2.2. FM Deployment and Lifecycle Management
💡 First Principle: FM deployment is not a one-time event — models have lifecycles, traffic patterns change, new model versions release, and a deployment strategy that works at 1,000 requests/day breaks at 1,000,000. The right deployment architecture accounts for current load, future growth, cost thresholds, and failure modes from day one.

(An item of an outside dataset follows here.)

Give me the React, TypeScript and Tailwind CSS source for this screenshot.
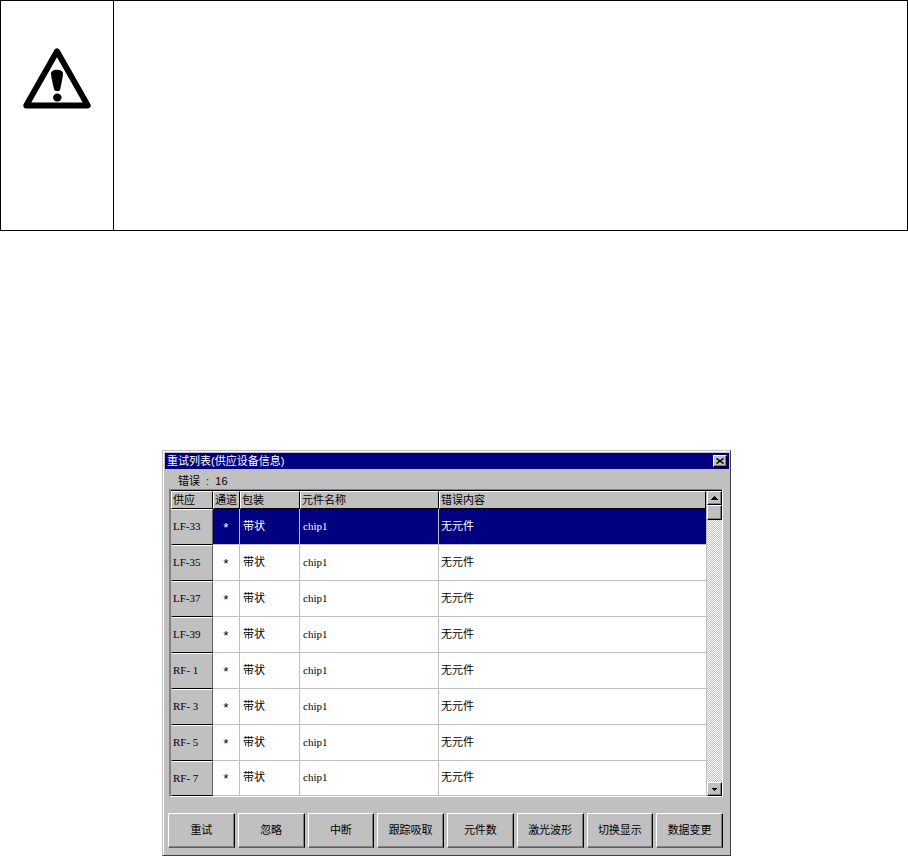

The deployment decision directly affects every other operational concern: cost (on-demand vs. provisioned), latency (warm vs. cold), reliability (single-model vs. fallback), and governance (model version control, rollback capability). Exam scenarios will present traffic patterns and constraints and ask you to select the appropriate deployment configuration.
⚠️
| Deployment Mode | Traffic Pattern | Cost Model | Latency | Best For |
|---|---|---|---|---|
| Bedrock On-Demand | Unpredictable / low volume | Per token | ~100ms | Prototypes, variable workloads |
| Bedrock Provisioned | High, sustained (>60-70% util.) | Per MU/hour | <50ms | Production SLAs, fine-tuned models |
| SageMaker Endpoint | Custom model, always-on | Per instance/hour | <100ms warm | Full GPU control, custom models |
| SageMaker Serverless | Infrequent, fine-tuned | Per token + invoke | 1-5min cold | Infrequent fine-tuned inference |
Common Misconception: Provisioned throughput is always more cost-effective than on-demand for Bedrock. Provisioned throughput saves money only when utilization consistently exceeds ~60–70%. Below that threshold, you pay for idle capacity. On-demand pricing is almost always cheaper for variable or low-volume workloads.